Here’s Mandate 6, chapter 2 (= Shepherd, 36) (online here):
The two angels in man (36:1-10)
Mandate 6, Chapter 2
36.1. “Now hear,” he said, “about faith. There are two angels with man, one of righteousness and one of evil.” 2. “How then, sir,” I said, “will I know their powers, since both angels live with me?”
3. “Listen,” he said, “and understand. The angel of righteousness is delicate and modest and meek and quiet. So whenever this one rises up in your heart, he speaks with you at once concerning righteousness, sincerity, reverence, contentment, and every righteous deed, and every glorious virtue. Whenever all these things come up in your heart, know that the angel of righteousness is with you. So these are the works of the angel of righteousness. So trust this one and his works.
4. Now observe the works of the evil angel. First of all, he is ill tempered and bitter and foolish, and his works are evil, destroying the servants of God. So whenever this one comes into your heart, know him by his works” [cf. Matt. 7:16].
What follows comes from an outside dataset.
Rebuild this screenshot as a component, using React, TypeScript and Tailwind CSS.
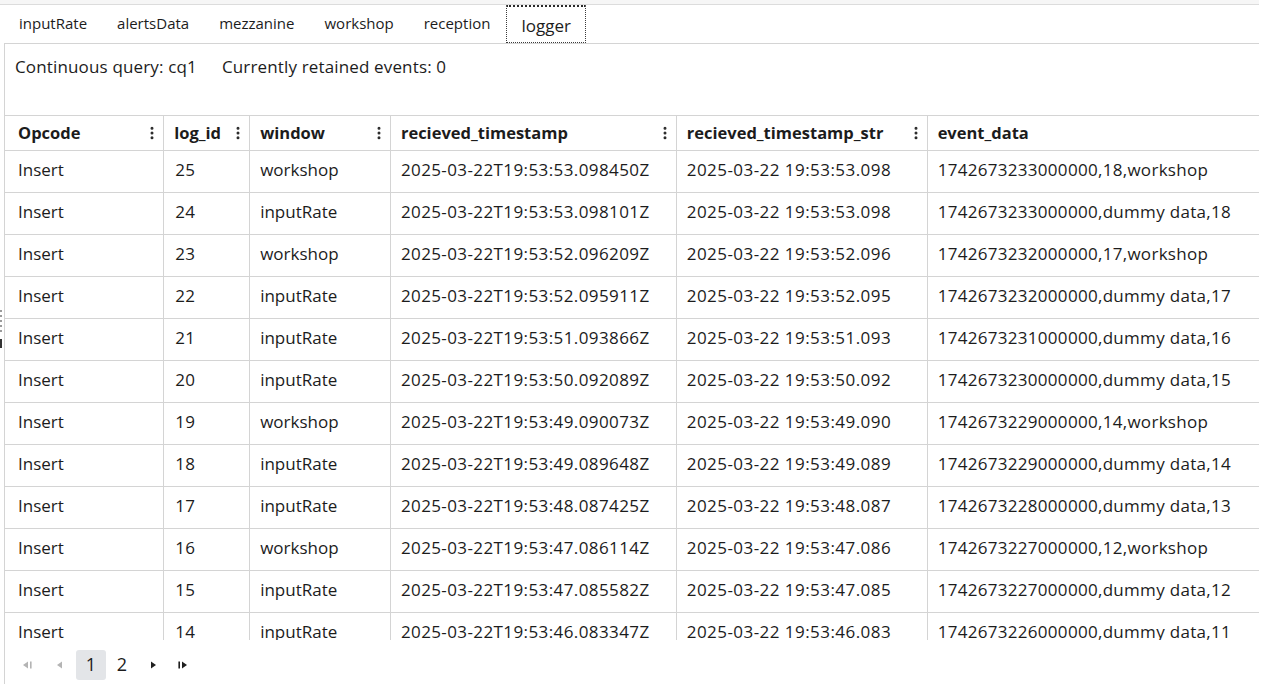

5. “Sir,” I said, “I do not understand how I will recognize him.” “Listen,” he said. “Whenever ill temper or bitterness comes over you, know that he is in you; then comes the desire for many affairs and the extravagance of many kinds of foods and intoxicating drinks, much carousing and various and unnecessary indulgences and desires for women, and covetousness and great arrogance and pretention and whatever things resemble and are similar to them. So whenever these things come to your heart, know that the angel of evil is in you.
6. So when you recognize his works, shun him and do not trust him, for his works are evil and harmful to the servants of God. Here you have the powers of both angels; understand them and trust the angel of righteousness. 7. But shun the angel of evil, because his teaching is evil in every case. For if any man is faithful and the thought of that angel comes to his heart, that man or woman will surely commit a sin. 8. But again, even if a man or a woman is very wicked, and there comes to his heart the deeds of the angel of righteousness, of a necessity he will surely do something good.
9. So you see,” he said, “that it is good to follow the angel of righteousness, to bid farewell to the angel of evil. 10. This commandment shows things concerning faith, so that you might believe the works of the angel of righteousness, and by doing them live to God, but believe that the works of the angel of evil are bad, so by not doing them you will live to God.”
Whoever knew that this cartoon trope goes all the way back to Hermas; indeed probably earlier?